Note from Becki: This is a guest post from Chris McMurry, who I met today along with his father, Preston. Their story is interesting and I wanted them to share it.
“I recently contacted Becki Duckworth, the owner of this blog, about domesticshelter.org, a new, first-of-its-kind searchable online and mobile database of domestic violence programs in the US. You can read more about the free service from Theresa’s Fund and National Coalition Against Domestic Violence here.

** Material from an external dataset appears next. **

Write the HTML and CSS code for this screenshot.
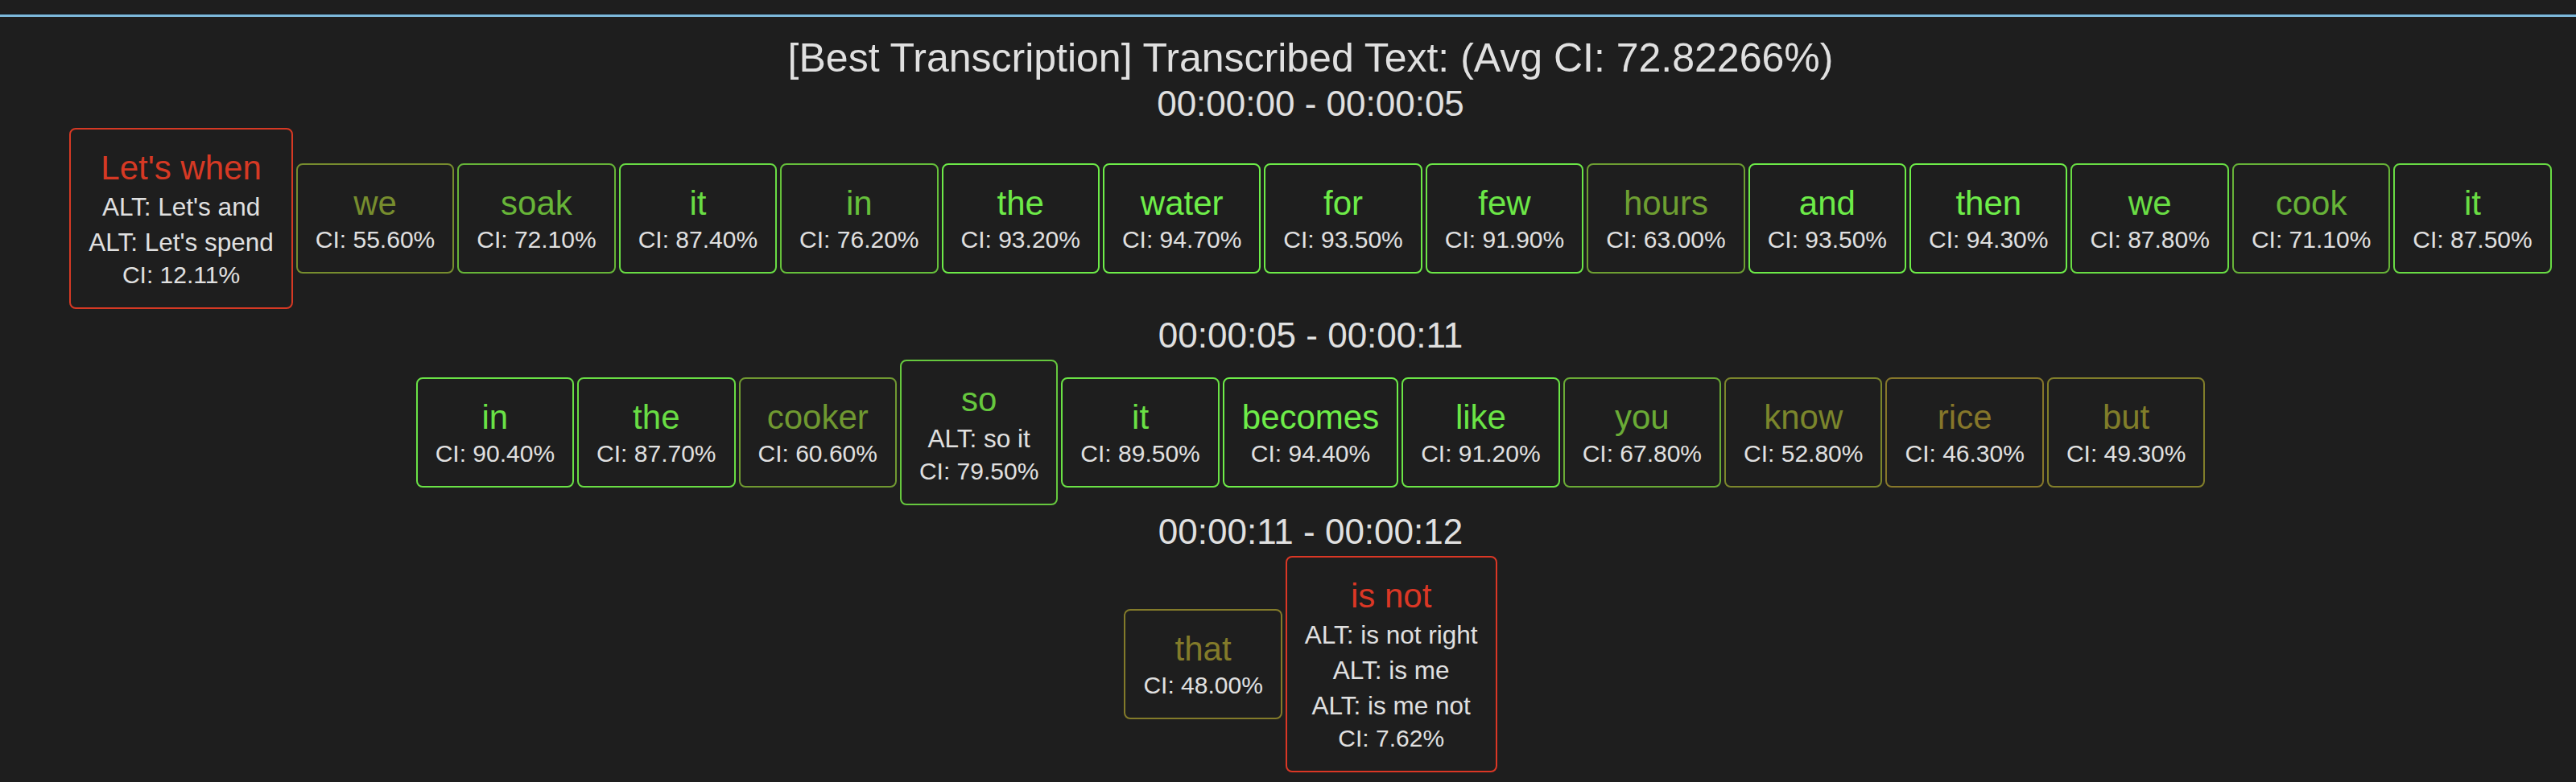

As it turns out, Becki lives in the same community as I do. She is new to town. I figured she could use new friends. And having read her story, I thought it would be healing for her to hear a similarly remarkably tale my father, Preston, recounts about his second marriage and wife; a chronicle that gave rise to Theresa’s Fund and all the good it has done since 1992.
The origins of Theresa’s Fund reach back to the conclusion of World War II, to a ravaged Italian nation and a child fathered by a wandering shepherd and sometime coppersmith. High upon a mountain top, 100 miles east of Rome, a child was born who would, in her time, bring both heart-ringing sadness and opportunity for renewed life to people living across the U.S. Her name is Donna Theresa.
She was born the sacrifice. Emotionally detached from the events of her horrific childhood abuse in a desperately successful triumph of sanity and human endurance, the price she paid for survival was a total loss of her childhood memory. Gone forever are the memories of a broken hip and eardrums, tortured by the coppersmith’s fire and worse; then finally her rescue and adoption by loving American parents by age 5, who renamed Theresa … hoping to blot out the past … to Donna.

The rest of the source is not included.